-- START OF PROVIDED DATA --

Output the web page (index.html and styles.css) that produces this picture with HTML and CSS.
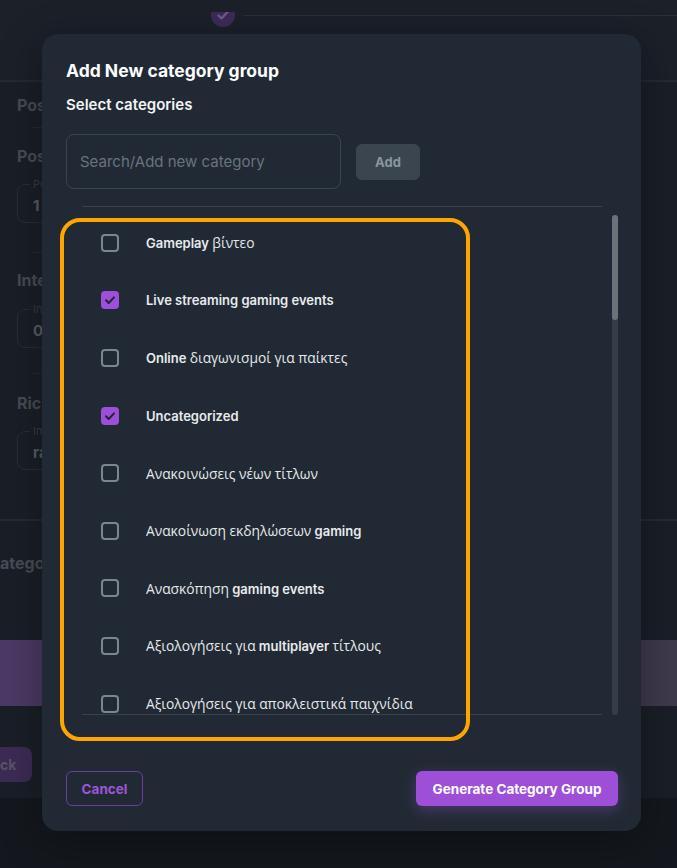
FILE: index.html
```html
<!DOCTYPE html>
<html lang="el">
<head>
<meta charset="utf-8">
<title>Add New category group</title>
<link rel="stylesheet" href="styles.css">
</head>
<body>
<div class="page">
  <div class="topbar">
    <div class="stepper">
      <div class="step-dot">
        <svg width="24" height="24" viewBox="0 0 24 24"><path d="M7.5 12.5l3 3 6-6.5" fill="none" stroke="#6e5d8a" stroke-width="2.2" stroke-linecap="round" stroke-linejoin="round"/></svg>
      </div>
      <div class="step-line"></div>
    </div>
  </div>
  <div class="settings">
    <div class="bg-title t1">Pos</div>
    <div class="bg-divider d1"></div>
    <div class="bg-title t2">Pos</div>
    <div class="bg-input i1"><span class="bg-label">Po</span><span class="bg-value">1</span></div>
    <div class="bg-divider d2"></div>
    <div class="bg-title t3">Inte</div>
    <div class="bg-input i2"><span class="bg-label">In</span><span class="bg-value">0</span></div>
    <div class="bg-divider d3"></div>
    <div class="bg-title t4">Ric</div>
    <div class="bg-input i3"><span class="bg-label">Im</span><span class="bg-value">ra</span></div>
  </div>
  <div class="full-line"></div>
  <div class="bg-title t5">ategor</div>
  <div class="banner"></div>
  <div class="back-btn">ck</div>
  <div class="bottom-band"></div>
</div>

<div class="modal">
  <h2 class="modal-title">Add New category group</h2>
  <div class="modal-sub">Select categories</div>
  <div class="search-row">
    <div class="search-input">Search/Add new category</div>
    <button class="add-btn">Add</button>
  </div>
  <div class="list-wrap">
    <div class="list">
      <div class="item"><span class="cb"></span><span class="label">Gameplay <span class="gr">βίντεο</span></span></div>
      <div class="item"><span class="cb checked"><svg width="18" height="18" viewBox="0 0 18 18"><path d="M5 9.3l2.7 2.7 5.3-5.6" fill="none" stroke="#2a2036" stroke-width="2" stroke-linecap="round" stroke-linejoin="round"/></svg></span><span class="label">Live streaming gaming events</span></div>
      <div class="item"><span class="cb"></span><span class="label">Online <span class="gr">διαγωνισμοί για παίκτες</span></span></div>
      <div class="item"><span class="cb checked"><svg width="18" height="18" viewBox="0 0 18 18"><path d="M5 9.3l2.7 2.7 5.3-5.6" fill="none" stroke="#2a2036" stroke-width="2" stroke-linecap="round" stroke-linejoin="round"/></svg></span><span class="label">Uncategorized</span></div>
      <div class="item"><span class="cb"></span><span class="label"><span class="gr">Ανακοινώσεις νέων τίτλων</span></span></div>
      <div class="item"><span class="cb"></span><span class="label"><span class="gr">Ανακοίνωση εκδηλώσεων</span> gaming</span></div>
      <div class="item"><span class="cb"></span><span class="label"><span class="gr">Ανασκόπηση</span> gaming events</span></div>
      <div class="item"><span class="cb"></span><span class="label"><span class="gr">Αξιολογήσεις για</span> multiplayer <span class="gr">τίτλους</span></span></div>
      <div class="item"><span class="cb"></span><span class="label"><span class="gr">Αξιολογήσεις για αποκλειστικά παιχνίδια</span></span></div>
    </div>
    <div class="scrollbar"><div class="thumb"></div></div>
  </div>
  <div class="modal-footer">
    <button class="btn-cancel">Cancel</button>
    <button class="btn-generate">Generate Category Group</button>
  </div>
  <div class="highlight"></div>
</div>
</body>
</html>
```

FILE: styles.css
```css
* { box-sizing: border-box; }
html, body { margin: 0; padding: 0; }
body {
  width: 677px;
  height: 868px;
  overflow: hidden;
  background: #1a1f27;
  font-family: "Inter", "Noto Sans", sans-serif;
  position: relative;
}

/* ---------- background page (dimmed) ---------- */
.page { width: 677px; height: 868px; display: flex; flex-direction: column; }
.topbar { height: 82px; border-bottom: 2px solid #242a32; background: #1b2029; }
.stepper {
  display: flex; align-items: flex-end;
  margin-top: 12px; height: 15px; overflow: hidden; padding-left: 211px;
}
.step-dot {
  width: 24px; height: 24px; border-radius: 50%;
  background: #3d2b58; flex: none; display: flex;
}
.step-line { flex: 1; height: 1px; background: #2b3038; margin-left: 8px; align-self: flex-start; margin-top: 3px; }

.settings { display: flex; flex-direction: column; padding-left: 17px; }
.bg-title { font-weight: 700; font-size: 16px; line-height: 20px; color: #464c54; white-space: nowrap; }
.t1 { margin-top: 13px; }
.t2 { margin-top: 18px; }
.t3 { margin-top: 17px; }
.t4 { margin-top: 19px; }
.t5 { margin-top: 32px; }
.bg-divider { height: 1px; background: #252b33; margin-left: 16px; width: 400px; }
.d1 { margin-top: 12px; }
.d2 { margin-top: 29px; }
.d3 { margin-top: 25px; }
.bg-input {
  position: relative; width: 300px; height: 39px;
  border: 1px solid #282e36; border-radius: 8px;
  display: flex; align-items: center; padding-left: 15px;
}
.i1 { margin-top: 18px; }
.i2 { margin-top: 19px; }
.i3 { margin-top: 18px; }
.bg-label {
  position: absolute; left: 12px; top: -7px; padding: 0 3px;
  font-size: 11px; line-height: 12px; color: #363c44; background: #1a1f27;
}
.bg-value { font-size: 15px; font-weight: 700; color: #575d65; margin-top: 4px; }
.full-line { height: 2px; background: #252b33; margin-top: 49px; }
.banner { height: 66px; margin-top: 67px; background: linear-gradient(90deg, #4c3a66 0%, #453656 50%, #3e3a4c 100%); }
.back-btn {
  margin-top: 41px; height: 35px; width: 32px;
  border-radius: 0 8px 8px 0; background: #3c2b55; color: #5a5466;
  font-weight: 700; font-size: 14px; display: flex; align-items: center; padding-left: 0;
}
.bottom-band { flex: 1; margin-top: 16px; background: #14181e; }

/* ---------- modal ---------- */
.modal {
  position: absolute; left: 42px; top: 34px;
  width: 599px; height: 797px;
  background: #212a34; border-radius: 16px;
  padding: 26px 23px 0 24px;
  display: flex; flex-direction: column;
  box-shadow: 0 10px 40px rgba(0,0,0,0.35);
}
.modal-title { margin: 0; font-size: 17.5px; line-height: 22px; font-weight: 700; color: #ffffff; }
.modal-sub { margin-top: 13px; font-size: 15px; line-height: 20px; font-weight: 600; color: #f2f3f5; }
.search-row { margin-top: 19px; display: flex; align-items: center; }
.search-input {
  width: 275px; height: 55px; border: 1px solid #3b4550; border-radius: 8px;
  display: flex; align-items: center; padding-left: 13px;
  font-size: 15px; color: #69737e;
}
.add-btn {
  margin-left: 15px; width: 64px; height: 36px; border: 0; border-radius: 6px;
  background: #3a4550; color: #8b959f; font-family: inherit; font-weight: 700; font-size: 13px;
}
.list-wrap { margin-top: 17px; margin-left: 16px; display: flex; }
.list {
  width: 520px; height: 509px; overflow: hidden;
  border-top: 1px solid #39424c; border-bottom: 1px solid #39424c;
  padding: 7px 0 0 19px;
}
.item { height: 57.6px; display: flex; align-items: center; }
.cb {
  width: 18px; height: 18px; border: 2px solid #7a8691; border-radius: 4px; flex: none; display: flex;
}
.cb.checked { border: 0; background: #9c4fd8; }
.label { margin-left: 27px; font-size: 13px; font-weight: 600; color: #e9ebee; white-space: nowrap; }
.gr { font-family: "Open Sans", "Noto Sans", sans-serif; font-weight: 400; font-size: 13.8px; color: #e6e8eb; }
.scrollbar { margin-left: 10px; margin-top: 9px; width: 6px; height: 500px; background: #353e48; border-radius: 3px; display: flex; flex-direction: column; }
.thumb { height: 105px; background: #6c7279; border-radius: 3px; }
.modal-footer { margin-top: 56px; display: flex; justify-content: space-between; }
.btn-cancel {
  width: 77px; height: 35px; border: 1px solid #6b3d9c; border-radius: 6px; background: transparent;
  color: #9e55da; font-family: inherit; font-weight: 700; font-size: 13.5px;
}
.btn-generate {
  width: 202px; height: 35px; border: 0; border-radius: 6px; background: #9d4fd8; color: #ffffff;
  font-family: inherit; font-weight: 700; font-size: 13.5px;
  box-shadow: 0 4px 14px rgba(157, 79, 216, 0.35);
}
.highlight {
  position: absolute; left: 18px; top: 184px; width: 410px; height: 523px;
  border: 4px solid #ffa500; border-radius: 20px; pointer-events: none;
}
```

-- END OF PROVIDED DATA --

WHAT THIS TASK INVOLVES: Locate all lines holding the word "styles", then copy them out.

RESPONSE TO THE EXERCISE:
Output the web page (index.html and styles.css) that produces this picture with HTML and CSS.
<link rel="stylesheet" href="styles.css">
FILE: styles.css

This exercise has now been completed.